2 is smaller than three. I don't see the issue. I mean, the teacher could have written both in either decimal or binary, but they, they got enough on their plates as it is, so let's cut them some slack. The method the kid used is too sophisticated for me though. Some quantum computing mayhaps?
The argument presented here exemplifies a classic case of reductio ad absurdum.
Allow me to explain:
The task assigned is fundamentally flawed, as it instructs one to encircle the smallest number. This directive is inherently ambiguous, failing to specify whether it refers to the physical size, numeric value, the numerical system’s framework, or the contextual relevance. Such ambiguity renders the task unachievable by any individual, especially in the absence of precision tools.
The shape produced is tongue-in-cheek, as it is evidently not a true circle. The commentary accompanying it employs the reductio ad absurdum technique, referencing a rainbow. While a rainbow may appear circular and rounded, it is merely an optical illusion. This highlights the impracticality of the task, further emphasized by the irregular, non-circular depiction of the supposed rainbow, a direct consequence of the lack of sophisticated tools necessary for accurate execution.
An additional thing you might want to look up is given color is a spectrum, some cultures have developed different sets of "basic colors" that are used in daily life.
For instance, Russian has a very common word "Голубой" which means light blue, and I personally remember being very confused as a kid learning English by a single word "Blue" presented in Eng. textbooks
I am genuinely stumped about how to explain why 3 is smaller than 10 in a way that isn't either "because it is" or requires early university math. And the moment we go to university maths all the comments about ambiguity are true and it's unsolvable.
You gotta remember, numerals are just arbitrary symbols that we assign meaning to. To small children, you could rearrange the order of numbers and teach them to count to '10' like "7, 4, 5, 1, 8, 3, 9, 2, 6, 70!" And to them it would make perfect sense.
The symbols dont have meaning til we assign them
meaning. The teacher probably implemented some way of tying meaning to the symbols, such as using tally marks. The teacher repeats the exercise many times, and then gets the kid to repeat the exercise on paper. The answer to the question is probably "3 is smaller than 10 because 'III' has less than 'IIIII IIIII'"
The number 10 was probably chosen because it contains the number 1, which is less than 3, and requires an understanding of base-10 numeral system.
Its more of an abstraction and repetition question than a math question. Its hard for us to understand why a child might struggle with this, but I do remember being corrected lots of times for writing my numbers and skipping 10. Id jump straight from 9 to 11. I felt that '10' didnt make sense. I insisted that 10 doesn't exist. That was one of the hardest years of college for me.

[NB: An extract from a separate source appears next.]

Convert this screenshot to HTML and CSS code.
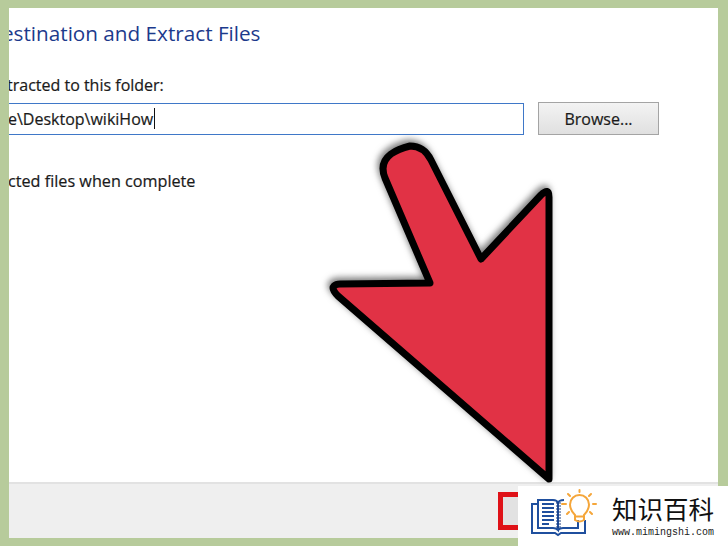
FILE: index.html
```html
<!DOCTYPE html>
<html lang="en">
<head>
<meta charset="utf-8">
<title>Destination and Extract Files</title>
<link rel="stylesheet" href="styles.css">
</head>
<body>
<div class="frame">
  <main class="dialog">
    <section class="content">
      <h1 class="title">estination and Extract Files</h1>
      <p class="label">tracted to this folder:</p>
      <div class="path-row">
        <div class="path-input"><span class="path-text">e\Desktop\wikiHow</span><span class="caret"></span></div>
        <div class="browse">Browse...</div>
      </div>
      <p class="check">cted files when complete</p>
    </section>
    <footer class="footer"><div class="extract"></div></footer>
  </main>
</div>

<svg class="arrow" viewBox="0 0 728 546" aria-hidden="true">
  <path class="arrow-shape" d="M481 259 L541 195 Q549 187 549 197 L549 479 L338 296 Q331 289 334 286 Q336 284 340 284 L430 283 L385 178 Q379 163 391 154 Q398 149 410 146 Q424 146 431 160 Z"/>
</svg>

<aside class="logo">
  <svg class="logo-icon" viewBox="0 0 66 50" aria-hidden="true">
    <g class="book">
      <path d="M7 15 H1 V44 H24 L27 46 L30 44 H54 V31"/>
      <path d="M7 11 H22 Q26 11 27 14 V41 Q25 39 22 39 H7 Z"/>
      <path d="M27 14 Q28 11 33 11 M47 31 V39 H32 Q29 39 27 41"/>
      <path class="lines" d="M11 15 H23 M11 19 H23 M11 23 H23 M11 27 H23 M11 31 H23 M11 35 H18"/>
      <path class="spine" d="M25 14 H30 M25 17 H30 M25 20 H30 M25 23 H30 M25 26 H30 M25 29 H30 M25 32 H30 M25 35 H30 M25 38 H30"/>
    </g>
    <g class="bulb">
      <path d="M44 26 Q39 21 39 15.500 A9.500 9.500 0 0 1 58 15.500 Q58 21 53 26 V31 Q48.500 34 44 31 Z"/>
      <path d="M44 27.500 H53"/>
      <path class="rays" d="M48.500 1 V3 M37 5 L39 7 M60 5 L58 7 M31 15 H35 M62 15 H65 M36 25 L38 23 M61 25 L59 23"/>
    </g>
  </svg>
  <div class="logo-text">
    <div class="logo-name">知识百科</div>
    <div class="logo-url">www.mimingshi.com</div>
  </div>
</aside>
</body>
</html>
```
FILE: styles.css
```css
* { box-sizing: border-box; }
html, body { margin: 0; height: 100%; }
body { width: 728px; height: 546px; overflow: hidden; background: #b7cb9b; font-family: "Open Sans", "Noto Sans", sans-serif; }
.frame { width: 728px; height: 546px; padding: 8px 10px 8px 9px; }
.dialog { width: 709px; height: 530px; background: #fff; overflow: hidden; display: flex; flex-direction: column; }
.content { flex: 1; min-width: 0; }
.title { margin: 11px 0 0 -7px; font-size: 20.7px; line-height: 28px; font-weight: 400; color: #1c3a8c; white-space: nowrap; }
.label { margin: 27px 0 0 -2px; font-size: 16px; line-height: 22px; color: #1a1a1a; white-space: nowrap; -webkit-text-stroke: 0.2px #1a1a1a; }
.path-row { display: flex; align-items: center; margin-top: 6px; height: 33px; }
.path-input { width: 515px; height: 32px; flex: none; border: 1px solid #3f78c8; border-left: 0; display: flex; align-items: center; position: relative; }
.path-text { margin-left: -1px; font-size: 16px; color: #1a1a1a; white-space: nowrap; -webkit-text-stroke: 0.2px #1a1a1a; }
.caret { width: 1px; height: 21px; margin-left: 1px; background: #111; }
.browse { margin-left: 14px; width: 121px; height: 33px; border: 1px solid #a4a4a4; background: linear-gradient(#f3f3f3, #e0e0e0); font-size: 16px; color: #1a1a1a; display: flex; align-items: center; justify-content: center; -webkit-text-stroke: 0.2px #1a1a1a; }
.check { margin: 35px 0 0 -1px; font-size: 16.2px; line-height: 22px; color: #1a1a1a; white-space: nowrap; -webkit-text-stroke: 0.2px #1a1a1a; }
.footer { height: 56px; flex: none; background: #efefef; border-top: 2px solid #e2e2e2; padding: 8px 0 0 489px; }
.extract { width: 60px; height: 38px; border: 5px solid #df1218; background: #e2e2e2; }
.arrow { position: absolute; left: 0; top: 0; width: 728px; height: 546px; pointer-events: none; filter: drop-shadow(-2px -3px 3px rgba(60,60,60,.65)); }
.arrow-shape { fill: #e13245; stroke: #000; stroke-width: 7; stroke-linejoin: round; }
.logo { position: absolute; left: 518px; top: 486px; width: 210px; height: 60px; background: #fff; display: flex; align-items: flex-start; }
.logo-icon { width: 66px; height: 50px; margin: 3px 0 0 13px; overflow: visible; flex: none; }
.book path { fill: none; stroke: #1f4f9e; stroke-width: 2; }
.book .lines { stroke-width: 2; }
.book .spine { stroke-width: 1.2; stroke: #1b3d80; }
.bulb path { fill: none; stroke: #f5a63a; stroke-width: 2; stroke-linecap: round; }
.logo-text { margin: 6px 0 0 15px; width: 104px; }
.logo-name { font-family: "Noto Sans CJK SC", sans-serif; font-size: 25.5px; line-height: 32px; color: #111; white-space: nowrap; }
.logo-url { margin-top: 3px; font-family: "Liberation Mono", monospace; font-size: 10px; line-height: 12px; color: #222; white-space: nowrap; }
```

I think my problem is that if you inversely asked why those are true, my answer would be "because 3 is smaller than 10".
I think I'd just write something like "1+1+1=3, 1+1+1+1+1+1+1+1+1+1=10, there are clearly more 1s in 10". But that also just feels like a "because i am defining 3 and 10 this way" = "because it is". Though now that I think about it, that's kinda just the simple version of the university level answer, it works i guess.
In reality I would hope anything somewhat sensible would be correct here anyway, since it's more about making the child think about their answer than anything.
Honestly why is 3 smaller than 10 could be a philosophical question.
But I think to a 5 year old we just kinda want them to know that numbers can be added together to get bigger. Or maybe they really are supposed to be able to decode the structure of the universe wtf do I know I want to public school in the US
The question probably seems weird to us without context. In the classroom, the teacher would have implemented some kind of representative way of describing the size of numbers, and then repeated the task on the board. It could be as simple as representing 3 and 10 with tally marks.
Ten IS smaller than 3. No. 3 at least gets the bronze medal, what does 10 get? They explained it well with the rainbow. On top of the rainbow are 1, 2 and 3 and then all the lower numbers from 4 onwards are below them.